A solo exhibition of new paintings by Lisa Brice opens at gallery French Riviera in Bethnal Green, London on September 19. Titled Cut Your Coat, this will be Brice’s first solo exhibition in London. Born in Cape Town, in 1968, Brice divided her working life between South Africa, Trinidad and the UK for over a decade before settling in London in 2010, where she is currently based. Her work is included in Vitamin P2, the publisher Phaidon’s anthology on painting, 2011. She has been invited to contribute to the upcoming Frieze Masters 2014 Artists on Artists feature. The gallery, started by artists Samuel Levack and Jennifer Lewandowski offers a platform to artists who are currently without representation in the UK.

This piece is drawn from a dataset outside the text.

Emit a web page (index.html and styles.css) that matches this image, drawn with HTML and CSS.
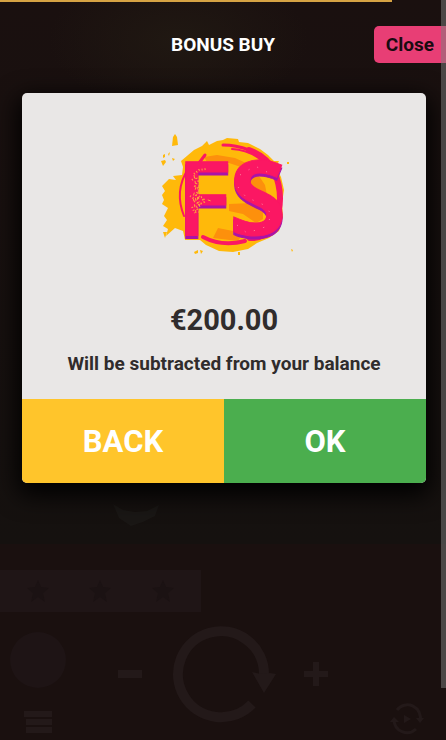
FILE: index.html
```html
<!DOCTYPE html>
<html lang="en">
<head>
    <meta charset="UTF-8">
    <meta name="viewport" content="width=device-width, initial-scale=1.0">
    <title>Bonus Buy</title>
    <link rel="stylesheet" href="styles.css">
</head>
<body>
    <!-- Game screen, dimmed behind the dialog -->
    <div class="game">
        <div class="reels">
            <svg class="reel-symbol" viewBox="0 0 60 30" aria-hidden="true">
                <path d="M8 2 L18 8 L30 10 L42 9 L54 3 L50 14 L38 20 L26 24 L14 16 Z"/>
            </svg>
        </div>
        <div class="features">
            <svg viewBox="0 0 24 24" aria-hidden="true"><path d="M12 1l3 7 8 1-6 5 2 9-7-5-7 5 2-9-6-5 8-1z"/></svg>
            <svg viewBox="0 0 24 24" aria-hidden="true"><path d="M12 1l3 7 8 1-6 5 2 9-7-5-7 5 2-9-6-5 8-1z"/></svg>
            <svg viewBox="0 0 24 24" aria-hidden="true"><path d="M12 1l3 7 8 1-6 5 2 9-7-5-7 5 2-9-6-5 8-1z"/></svg>
        </div>
        <div class="controls">
            <div class="side">
                <button class="icon-btn coin" aria-label="Feature"></button>
                <button class="icon-btn menu" aria-label="Menu">
                    <svg viewBox="0 0 28 24"><path d="M0 1h28v6H0zM2 9h26v6H2zM2 17h26v6H2z"/></svg>
                </button>
            </div>
            <div class="bet">
                <button class="icon-btn step" aria-label="Decrease bet">
                    <svg viewBox="0 0 24 24"><path d="M0 8h24v8H0z"/></svg>
                </button>
                <button class="icon-btn spin" aria-label="Spin">
                    <svg viewBox="0 0 106 98">
                        <path class="ring" d="M82 79 A43 43 0 1 1 94 49"/>
                        <path d="M82 47 L91 49 L100 48 L106 49 L94 68 Z"/>
                    </svg>
                </button>
                <button class="icon-btn step" aria-label="Increase bet">
                    <svg viewBox="0 0 24 24"><path d="M9 0h6v9h9v6h-9v9H9v-9H0V9h9z"/></svg>
                </button>
            </div>
            <div class="side right">
                <button class="icon-btn auto" aria-label="Autoplay">
                    <svg viewBox="0 0 34 30">
                        <path class="thin" d="M7 6 A13 13 0 0 1 30 17 M26 25 A13 13 0 0 1 4 16"/>
                        <path d="M0 18l4-5 5 5zM26 14l4 5 4-5zM14 11l7 4-7 4z"/>
                    </svg>
                </button>
            </div>
        </div>
    </div>

    <div class="overlay">
        <div class="progress"></div>
        <header class="top-bar">
            <h1 id="title">BONUS BUY</h1>
            <button class="close">Close</button>
        </header>
        <main class="dialog" role="dialog" aria-labelledby="title">
            <div class="info">
                <svg class="logo" viewBox="0 0 145 135" role="img" aria-label="FS">
                    <!-- yellow paint -->
                    <g fill="#ffb90a">
                        <path d="M29 36 L42 25 L50 21 L55 16 L57 20 L65 16 L71 15 L75 13 L86 14 L87 17 L96 18 L108 24 L116 30 L122 36 L127 36 L124 42 L129 52 L132 65 L130 78 L131 92 L127 106 L117 113 L105 118 L96 124 L81 127 L67 126 L54 120 L48 115 L33 115 L31 106 L23 103 L14 111 L16 104 L11 101 L15 95 L12 91 L16 83 L10 79 L12 75 L10 70 L13 66 L10 61 L17 54 L24 55 L21 51 L30 50 L31 42 Z"/>
                        <path d="M21 12 L23 9 L25 12 L26 20 L20 21 Z"/>
                        <path d="M11 30l2-1v3l-2 1zM9 36l4-1 1 2-3 4zM16 29l2-2-1 4zM20 33l3 1-2 2zM42 127l4-2v3l-3 1zM48 125l3 1-2 3zM135 37l2 0v2h-2zM86 127l2 0v3h-2zM139 124l2 1-1 2zM11 107l4 0-2 6z"/>
                    </g>
                    <!-- darker brush marks -->
                    <g fill="#fd900c">
                        <path d="M52 32 L65 30 L83 33 L94 38 L89 42 L77 38 L55 37 Z"/>
                        <path d="M66 103 L81 106 L90 110 L86 116 L61 113 Z"/>
                        <path d="M96 54 L107 51 L113 60 L115 70 L111 75 L101 68 Z"/>
                        <path d="M77 79 L100 78 L111 86 L111 94 L104 98 L91 89 L77 86 Z"/>
                    </g>
                    <g fill="none" stroke="#fb1763" stroke-linecap="round">
                        <path stroke-width="3" d="M71 20 Q84 20 97 25"/>
                        <path stroke-width="6" d="M97 25 Q115 32 122 46 Q134 73 122 101 Q112 114 98 113"/>
                        <path stroke-width="2" d="M80 24 Q96 25 108 34"/>
                        <path stroke-width="4" d="M51 112 Q70 122 93 116"/>
                        <path stroke-width="3" d="M53 30 L47 38"/>
                        <path stroke-width="2" d="M36 44 Q22 66 32 91"/>
                    </g>
                    <text class="logo-text" y="110"><tspan class="thin-letter" x="24">F</tspan><tspan x="77">S</tspan></text>
                    <!-- spatter -->
                    <g fill="none" stroke="#ffa33c" stroke-width="2">
                        <path stroke-dasharray="1 2" d="M42 49l5-4 7-1M40 55l4-3 2 4-3 5 4 3-3 6 4 2-6 4 7 4-5 3 4 5M38 71l5 3 7-2 2 5-8 4M40 82l3 6"/>
                        <path stroke-dasharray="3 3" stroke-width="1" d="M42 50l2 12-3 10 3 16M47 60l-2 18 8-4 6 2"/>
                    </g>
                    <path fill="none" stroke="#ff8aa0" stroke-width="1" stroke-dasharray="1 9" d="M88 50l15-9 16 8M86 62l8 10 18 8 8 10-7 12-18 6-10-8"/>
                </svg>
                <p class="price">€200.00</p>
                <p class="note">Will be subtracted from your balance</p>
            </div>
            <div class="actions">
                <button class="back">BACK</button>
                <button class="ok">OK</button>
            </div>
        </main>
        <div class="scrollbar"></div>
    </div>
</body>
</html>
```
FILE: styles.css
```css
* {
    box-sizing: border-box;
}

body {
    font-family: Roboto, sans-serif;
    font-weight: bold;
    margin: 0;
    background-color: #1a100f;
    color: #302c2c;
}

h1, p {
    margin: 0;
}

button {
    font: inherit;
    border: none;
    padding: 0;
    cursor: pointer;
}

svg {
    overflow: visible;
}

/* Game screen */
.game {
    min-height: 100vh;
    display: flex;
    flex-direction: column;
    overflow: hidden;
}

.game svg {
    display: block;
    width: 100%;
    fill: #231919;
}

.reels {
    flex: 1;
    display: flex;
    align-items: flex-end;
    max-height: 544px;
    padding: 0 0 12px 105px;
    background: radial-gradient(ellipse 130px 70px at 40% 40px, #201812, transparent), linear-gradient(#1a100f, #15110f);
}

.reels .reel-symbol {
    width: 60px;
    fill: #1a1715;
}

.features {
    display: flex;
    justify-content: space-between;
    align-items: center;
    width: 45%;
    height: 42px;
    margin-top: 26px;
    padding: 0 26px;
    background-color: #1f1516;
}

.features svg {
    width: 24px;
    fill: #1b1213;
}

.controls {
    display: grid;
    grid-template-columns: 1fr auto 1fr;
    align-items: center;
    height: 128px;
    padding: 0 22px 4px 10px;
}

.bet {
    display: flex;
    align-items: center;
    gap: 28px;
    margin-left: 12px;
}

.icon-btn {
    background: none;
}

.side {
    display: flex;
    flex-direction: column;
    align-items: flex-start;
    justify-content: flex-end;
    gap: 22px;
    height: 120px;
}

.side.right {
    align-items: flex-end;
}

.coin {
    width: 56px;
    height: 56px;
    border-radius: 50%;
    background-color: #1e1415;
}

.menu {
    width: 28px;
    margin-left: 14px;
}

.step {
    width: 24px;
}

.spin {
    width: 106px;
}

.auto {
    width: 34px;
}

.game .ring, .game .thin {
    fill: none;
    stroke: #231919;
    stroke-width: 10;
}

.game .thin {
    stroke-width: 3;
}

/* Bonus buy */
.overlay {
    position: absolute;
    inset: 0;
}

.progress {
    width: 88%;
    height: 2px;
    margin-bottom: 24px;
    background-color: #d6a344;
}

.top-bar {
    display: grid;
    grid-template-columns: 1fr auto 1fr;
    align-items: center;
}

.top-bar h1 {
    grid-column: 2;
    font-size: 19px;
    line-height: 24px;
    color: #fff;
}

.close {
    justify-self: end;
    height: 37px;
    padding: 0 12px;
    font-size: 19px;
    color: #190b10;
    background-color: #e83e75;
    border-radius: 5px 0 0 5px;
}

.dialog {
    margin: 30px 20px 0 22px;
    border-radius: 5px;
    overflow: hidden;
    background-color: #e9e7e6;
    box-shadow: 0 8px 24px 4px #000;
}

.info {
    display: flex;
    flex-direction: column;
    align-items: center;
    padding: 32px 16px 23px;
    text-align: center;
}

.logo {
    width: 145px;
    height: 135px;
    margin-bottom: 42px;
}

.logo-text {
    font-family: "Open Sans", sans-serif;
    font-size: 104px;
    fill: #fb1763;
    stroke: #fb1763;
    stroke-width: 1;
    filter: drop-shadow(0 3px 0 #a913a8);
}

.logo-text .thin-letter {
    font-weight: 600;
}

.price {
    margin-bottom: 14px;
    font-size: 29px;
    line-height: 36px;
}

.note {
    font-size: 19px;
    line-height: 24px;
}

.actions {
    display: grid;
    grid-template-columns: 1fr 1fr;
}

.actions button {
    height: 84px;
    font-size: 31px;
    color: #fff;
}

.actions .back {
    background-color: #ffc52b;
}

.actions .ok {
    background-color: #4bae4e;
}

.scrollbar {
    position: absolute;
    top: 0;
    right: 0;
    width: 5px;
    height: 93%;
    background-color: rgba(125, 125, 125, 0.5);
}
```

Artbook publisher thames & Hudson has included painter Carla Busuttil in 100 Painters of Tomorrow due to be launched on September 22. The chosen artists were selected from more than 4300 entrants, come from over 37 countries and the entries were judged by an international panel of prominent painters and curators including Cecily Brown,curators Tony Godfrey, Yuko Hasegawa and Gregor Muir, and writer-critics Suzanne Hudson, Barry Schwabsky and Philip Tinari.The book will be launched at Christies in London on October 30. Busuttil also has a solo exhibition titled A Change of Tongue opening at Space K in Seoul on September 25.